-- start Data --

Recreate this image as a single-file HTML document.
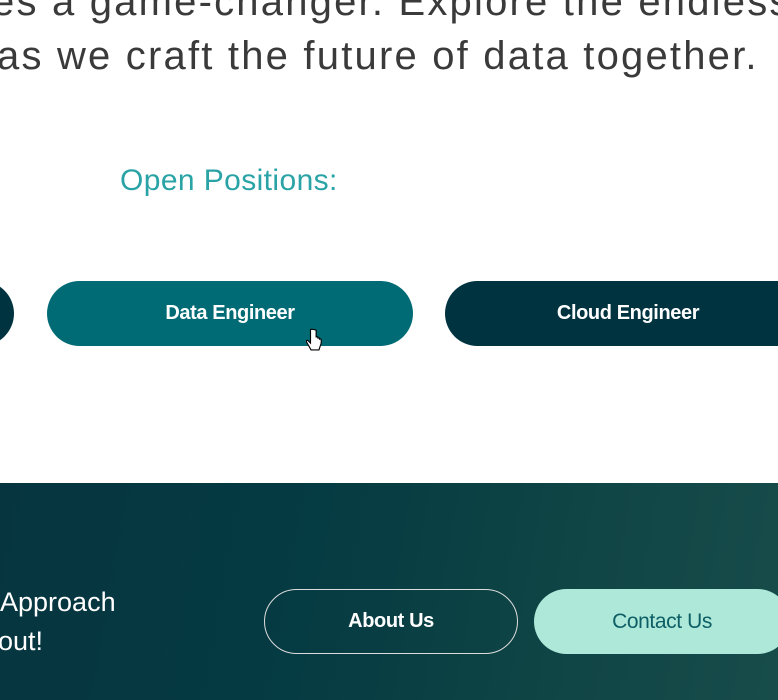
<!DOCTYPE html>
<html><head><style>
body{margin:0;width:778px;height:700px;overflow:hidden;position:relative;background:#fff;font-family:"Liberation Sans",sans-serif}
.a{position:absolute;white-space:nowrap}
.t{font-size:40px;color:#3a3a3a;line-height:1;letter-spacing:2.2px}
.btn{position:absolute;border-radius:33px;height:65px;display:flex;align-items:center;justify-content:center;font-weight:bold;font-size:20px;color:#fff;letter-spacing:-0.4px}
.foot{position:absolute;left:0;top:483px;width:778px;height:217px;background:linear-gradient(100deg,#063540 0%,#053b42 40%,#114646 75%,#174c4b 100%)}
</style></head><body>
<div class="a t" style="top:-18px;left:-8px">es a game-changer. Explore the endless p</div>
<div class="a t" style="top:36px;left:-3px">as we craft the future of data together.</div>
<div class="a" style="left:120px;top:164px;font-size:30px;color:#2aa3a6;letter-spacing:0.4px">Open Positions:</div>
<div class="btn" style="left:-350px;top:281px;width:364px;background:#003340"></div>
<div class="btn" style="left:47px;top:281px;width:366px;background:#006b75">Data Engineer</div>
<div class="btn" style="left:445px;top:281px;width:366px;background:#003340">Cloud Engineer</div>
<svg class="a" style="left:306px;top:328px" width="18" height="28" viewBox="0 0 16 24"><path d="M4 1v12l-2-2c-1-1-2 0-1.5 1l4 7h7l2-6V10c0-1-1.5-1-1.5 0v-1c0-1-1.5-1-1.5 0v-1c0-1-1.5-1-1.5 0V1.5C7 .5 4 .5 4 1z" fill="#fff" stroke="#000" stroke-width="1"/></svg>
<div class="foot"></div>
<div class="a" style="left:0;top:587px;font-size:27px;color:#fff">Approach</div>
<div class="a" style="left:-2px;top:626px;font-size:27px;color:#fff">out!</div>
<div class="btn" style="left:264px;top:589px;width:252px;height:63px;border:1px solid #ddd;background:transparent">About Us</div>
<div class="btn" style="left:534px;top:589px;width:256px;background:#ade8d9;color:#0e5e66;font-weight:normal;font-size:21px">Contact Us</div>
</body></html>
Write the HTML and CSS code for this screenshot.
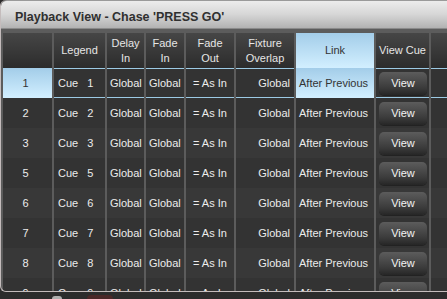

-- end Data --

What to do
Quote the material in full and exactly; do not carry over its pictures.

Answer for the task
Recreate this image as a single-file HTML document.
<!DOCTYPE html>
<html><head><style>
body{margin:0;width:778px;height:700px;overflow:hidden;position:relative;background:#fff;font-family:"Liberation Sans",sans-serif}
.a{position:absolute;white-space:nowrap}
.t{font-size:40px;color:#3a3a3a;line-height:1;letter-spacing:2.2px}
.btn{position:absolute;border-radius:33px;height:65px;display:flex;align-items:center;justify-content:center;font-weight:bold;font-size:20px;color:#fff;letter-spacing:-0.4px}
.foot{position:absolute;left:0;top:483px;width:778px;height:217px;background:linear-gradient(100deg,#063540 0%,#053b42 40%,#114646 75%,#174c4b 100%)}
</style></head><body>
<div class="a t" style="top:-18px;left:-8px">es a game-changer. Explore the endless p</div>
<div class="a t" style="top:36px;left:-3px">as we craft the future of data together.</div>
<div class="a" style="left:120px;top:164px;font-size:30px;color:#2aa3a6;letter-spacing:0.4px">Open Positions:</div>
<div class="btn" style="left:-350px;top:281px;width:364px;background:#003340"></div>
<div class="btn" style="left:47px;top:281px;width:366px;background:#006b75">Data Engineer</div>
<div class="btn" style="left:445px;top:281px;width:366px;background:#003340">Cloud Engineer</div>
<svg class="a" style="left:306px;top:328px" width="18" height="28" viewBox="0 0 16 24"><path d="M4 1v12l-2-2c-1-1-2 0-1.5 1l4 7h7l2-6V10c0-1-1.5-1-1.5 0v-1c0-1-1.5-1-1.5 0v-1c0-1-1.5-1-1.5 0V1.5C7 .5 4 .5 4 1z" fill="#fff" stroke="#000" stroke-width="1"/></svg>
<div class="foot"></div>
<div class="a" style="left:0;top:587px;font-size:27px;color:#fff">Approach</div>
<div class="a" style="left:-2px;top:626px;font-size:27px;color:#fff">out!</div>
<div class="btn" style="left:264px;top:589px;width:252px;height:63px;border:1px solid #ddd;background:transparent">About Us</div>
<div class="btn" style="left:534px;top:589px;width:256px;background:#ade8d9;color:#0e5e66;font-weight:normal;font-size:21px">Contact Us</div>
</body></html>
Write the HTML and CSS code for this screenshot.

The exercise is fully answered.